For example, as of time of writing, Microsoft pays a dividend of $2.04 per share per year.
Why would Microsoft (and every company I've looked at) pay a fixed dividend instead of one indexed to their performance? Instead of $2.04 per share per year, Microsoft could say "I'll pay 70% of my operating cash flow as dividends". This means:
- If they go through a bad period, they would be able to pay less dividends without an actual dividend cut (and without going into debt to pay the dividend).
- They can issue shares without actually increasing their dividend payout.
- Sure, if they go through a good period they would have to pay more, but they'd also retain a larger amount to reinvest in their business (e.g. if their cash flow came in at $5 million compared to $4 million in guidance, they retain $1.5 million which is still larger than the expected $1.2 million). If they really don't need the extra cash, they could even have a special dividend of $0.3 million.

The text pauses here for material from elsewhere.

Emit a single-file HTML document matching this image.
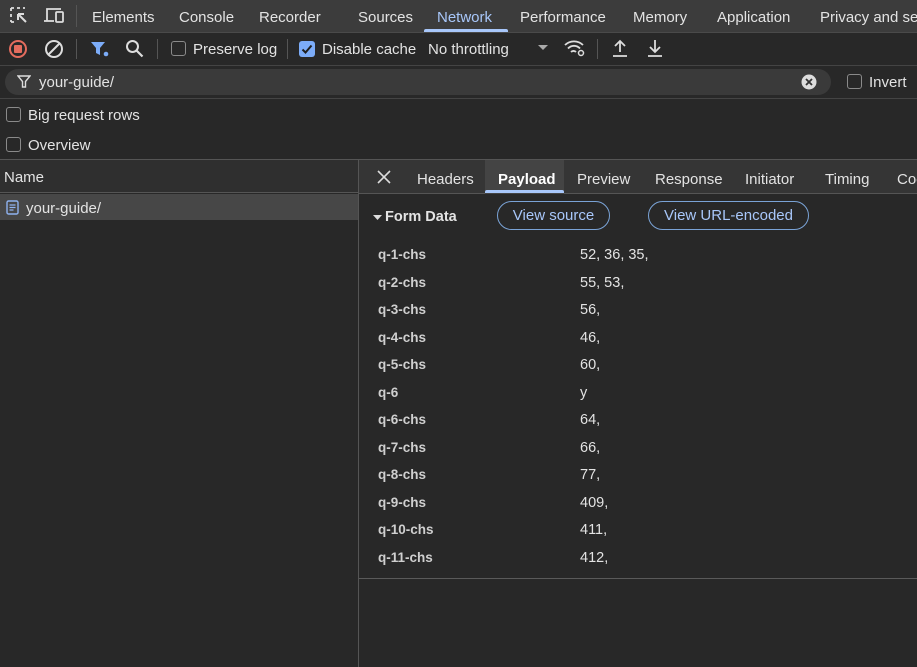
<!DOCTYPE html>
<html><head><meta charset="utf-8"><style>
*{box-sizing:border-box;margin:0;padding:0}
body{width:917px;height:667px;overflow:hidden;background:#282828;font-family:"Segoe UI","Liberation Sans",sans-serif;font-size:15px;line-height:21px;color:#e3e3e3;position:relative}
.abs{position:absolute;white-space:nowrap}
.tabbar{left:0;top:0;width:917px;height:33px;background:#3c3c3c;border-bottom:1px solid #4a4a4a}
.tb{top:7px;font-size:15px;color:#e3e3e3}
.toolbar{left:0;top:33px;width:917px;height:33px;background:#282828;border-bottom:1px solid #444}
.sep{width:1px;height:20px;background:#555;top:39px}
.cb{width:15px;height:15px;border:1.5px solid #8a8a8a;border-radius:3px}
.filter{left:5px;top:69px;width:826px;height:26px;background:#3a3a3a;border-radius:13px}
.row{font-size:13.5px;font-weight:bold;color:#cfcfcf}
.val{font-size:14.5px;color:#e3e3e3;margin-top:2px}
.btn{border:1px solid #7aa3d6;border-radius:15px;height:29px;color:#a8c7fa;font-size:15px;text-align:center;line-height:28px}
</style></head><body>
<div class="abs tabbar"></div>
<svg class="abs" style="left:9px;top:6px" width="22" height="20" viewBox="0 0 22 20"><path d="M2 2h3M8 2h3M14 2h2M2 2v3M2 8v3M2 14v2M2 16h3" stroke="#ddd" stroke-width="1.8" fill="none"/><path d="M9 8l8 8M9 8h6M9 8v6" stroke="#ddd" stroke-width="2" fill="none"/></svg>
<svg class="abs" style="left:43px;top:7px" width="22" height="18" viewBox="0 0 22 18"><path d="M4 14V2h14" stroke="#ddd" stroke-width="1.8" fill="none"/><path d="M1 14h10" stroke="#ddd" stroke-width="1.8"/><rect x="13" y="5" width="7" height="10" rx="1" stroke="#ddd" stroke-width="1.8" fill="none"/></svg>
<div class="abs" style="left:76px;top:5px;width:1px;height:22px;background:#555"></div>
<div class="abs tb" style="left:92px">Elements</div>
<div class="abs tb" style="left:179px">Console</div>
<div class="abs tb" style="left:259px">Recorder</div>
<div class="abs tb" style="left:358px">Sources</div>
<div class="abs tb" style="left:437px;color:#a8c7fa">Network</div>
<div class="abs" style="left:424px;top:29px;width:84px;height:3px;background:#a8c7fa;border-radius:2px 2px 0 0"></div>
<div class="abs tb" style="left:520px">Performance</div>
<div class="abs tb" style="left:633px">Memory</div>
<div class="abs tb" style="left:717px">Application</div>
<div class="abs tb" style="left:820px">Privacy and security</div>

<div class="abs toolbar"></div>
<svg class="abs" style="left:8px;top:39px" width="20" height="20"><circle cx="10" cy="10" r="8" stroke="#e46c5e" stroke-width="2" fill="none"/><rect x="6" y="6" width="8" height="8" rx="1" fill="#e46c5e"/></svg>
<svg class="abs" style="left:44px;top:39px" width="20" height="20"><circle cx="10" cy="10" r="8" stroke="#ddd" stroke-width="2" fill="none"/><path d="M4.5 15.5L15.5 4.5" stroke="#ddd" stroke-width="2"/></svg>
<div class="abs sep" style="left:76px"></div>
<svg class="abs" style="left:90px;top:40px" width="20" height="18"><path d="M1 2h14l-5 6v7l-4 -2V8z" fill="#7cacf8"/><circle cx="16" cy="14" r="2.3" fill="#7cacf8"/></svg>
<svg class="abs" style="left:125px;top:39px" width="20" height="20"><circle cx="7.5" cy="7.5" r="5.5" stroke="#ddd" stroke-width="2" fill="none"/><path d="M11.5 11.5l6 6" stroke="#ddd" stroke-width="2.2"/></svg>
<div class="abs sep" style="left:157px"></div>
<div class="abs cb" style="left:171px;top:41px"></div>
<div class="abs" style="left:193px;top:39px">Preserve log</div>
<div class="abs sep" style="left:287px"></div>
<div class="abs" style="left:299px;top:41px;width:16px;height:16px;background:#7cacf8;border-radius:3px"><svg width="16" height="16"><path d="M3.5 8.5l3 3 6-7" stroke="#1f1f1f" stroke-width="2" fill="none"/></svg></div>
<div class="abs" style="left:322px;top:39px">Disable cache</div>
<div class="abs" style="left:428px;top:39px">No throttling</div>
<svg class="abs" style="left:538px;top:45px" width="10" height="6"><path d="M0 0h10L5 5z" fill="#aaa"/></svg>
<svg class="abs" style="left:563px;top:38px" width="24" height="20"><path d="M2 7a13 13 0 0 1 18 0M5 10.5a8 8 0 0 1 12 0M8 14a3.5 3.5 0 0 1 5 0" stroke="#ddd" stroke-width="1.8" fill="none"/><circle cx="18" cy="15" r="2.5" stroke="#ddd" stroke-width="1.5" fill="none"/></svg>
<div class="abs sep" style="left:597px"></div>
<svg class="abs" style="left:611px;top:39px" width="18" height="19"><path d="M9 13V2M4 7l5-5 5 5M2 17h14" stroke="#ddd" stroke-width="1.8" fill="none"/></svg>
<svg class="abs" style="left:646px;top:39px" width="18" height="19"><path d="M9 1v12M4 8l5 5 5-5M2 17h14" stroke="#ddd" stroke-width="1.8" fill="none"/></svg>

<div class="abs filter"></div>
<svg class="abs" style="left:17px;top:75px" width="14" height="13"><path d="M1 1h12l-4.5 5.5V12H5.5V6.5z" stroke="#ddd" stroke-width="1.4" fill="none"/></svg>
<div class="abs" style="left:39px;top:72px">your-guide/</div>
<svg class="abs" style="left:801px;top:74px" width="16" height="16"><circle cx="8" cy="8" r="7.5" fill="#ddd"/><path d="M5 5l6 6M11 5l-6 6" stroke="#333" stroke-width="1.8"/></svg>
<div class="abs cb" style="left:847px;top:74px"></div>
<div class="abs" style="left:869px;top:72px">Invert</div>
<div class="abs" style="left:0;top:98px;width:917px;height:1px;background:#444"></div>

<div class="abs cb" style="left:6px;top:107px"></div>
<div class="abs" style="left:28px;top:105px">Big request rows</div>
<div class="abs cb" style="left:6px;top:137px"></div>
<div class="abs" style="left:28px;top:135px">Overview</div>
<div class="abs" style="left:0;top:159px;width:917px;height:1px;background:#555"></div>

<div class="abs" style="left:0;top:160px;width:358px;height:33px;background:#2f2f2f;border-bottom:1px solid #555"></div>
<div class="abs" style="left:4px;top:167px">Name</div>
<div class="abs" style="left:0;top:194px;width:358px;height:26px;background:#474747"></div>
<svg class="abs" style="left:6px;top:200px" width="13" height="15"><rect x="1" y="1" width="11" height="13" rx="1.5" stroke="#8fb3f0" stroke-width="1.4" fill="none"/><path d="M3.5 5h6M3.5 7.5h6M3.5 10h4" stroke="#8fb3f0" stroke-width="1.2"/></svg>
<div class="abs" style="left:26px;top:198px">your-guide/</div>
<div class="abs" style="left:358px;top:160px;width:1px;height:507px;background:#555"></div>

<div class="abs" style="left:359px;top:160px;width:558px;height:34px;background:#353535;border-bottom:1px solid #555"></div>
<svg class="abs" style="left:377px;top:170px" width="14" height="14"><path d="M1 1l12 12M13 1L1 13" stroke="#ddd" stroke-width="1.6"/></svg>
<div class="abs" style="left:485px;top:160px;width:79px;height:34px;background:#444"></div>
<div class="abs" style="left:485px;top:190px;width:79px;height:3px;background:#a8c7fa;border-radius:2px 2px 0 0"></div>
<div class="abs tb" style="left:417px;top:169px">Headers</div>
<div class="abs tb" style="left:498px;top:169px;font-weight:bold;color:#fff">Payload</div>
<div class="abs tb" style="left:577px;top:169px">Preview</div>
<div class="abs tb" style="left:655px;top:169px">Response</div>
<div class="abs tb" style="left:745px;top:169px">Initiator</div>
<div class="abs tb" style="left:825px;top:169px">Timing</div>
<div class="abs tb" style="left:897px;top:169px">Cookies</div>

<svg class="abs" style="left:373px;top:215px" width="9" height="6"><path d="M0 0h9L4.5 5z" fill="#ddd"/></svg>
<div class="abs" style="left:385px;top:207px;font-weight:bold;font-size:14.5px">Form Data</div>
<div class="abs btn" style="left:497px;top:201px;width:113px">View source</div>
<div class="abs btn" style="left:648px;top:201px;width:161px">View URL-encoded</div>

<div class="abs row" style="left:378px;top:244px">q-1-chs</div><div class="abs val" style="left:580px;top:243px">52, 36, 35,</div>
<div class="abs row" style="left:378px;top:272px">q-2-chs</div><div class="abs val" style="left:580px;top:271px">55, 53,</div>
<div class="abs row" style="left:378px;top:299px">q-3-chs</div><div class="abs val" style="left:580px;top:298px">56,</div>
<div class="abs row" style="left:378px;top:327px">q-4-chs</div><div class="abs val" style="left:580px;top:326px">46,</div>
<div class="abs row" style="left:378px;top:354px">q-5-chs</div><div class="abs val" style="left:580px;top:353px">60,</div>
<div class="abs row" style="left:378px;top:382px">q-6</div><div class="abs val" style="left:580px;top:381px">y</div>
<div class="abs row" style="left:378px;top:409px">q-6-chs</div><div class="abs val" style="left:580px;top:408px">64,</div>
<div class="abs row" style="left:378px;top:437px">q-7-chs</div><div class="abs val" style="left:580px;top:436px">66,</div>
<div class="abs row" style="left:378px;top:464px">q-8-chs</div><div class="abs val" style="left:580px;top:463px">77,</div>
<div class="abs row" style="left:378px;top:492px">q-9-chs</div><div class="abs val" style="left:580px;top:491px">409,</div>
<div class="abs row" style="left:378px;top:519px">q-10-chs</div><div class="abs val" style="left:580px;top:518px">411,</div>
<div class="abs row" style="left:378px;top:547px">q-11-chs</div><div class="abs val" style="left:580px;top:546px">412,</div>
<div class="abs" style="left:359px;top:578px;width:558px;height:1px;background:#5a5a5a"></div>
</body></html>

- If there is a big opportunity that they want to reach for, they have a bigger war chest available - they can use 100% of their cash flow instead of 100% less however much the dividend costs.
Related: Why do companies use debt to finance business deals instead of cut the dividend? If Altria had a fluid dividend, they could say "sorry guys but my operating cash flow this year is negative, so I can't pay a dividend ... but my cash flows less this debt repayment are very positive, and once I pay off this debt, I'll pay a dividend again."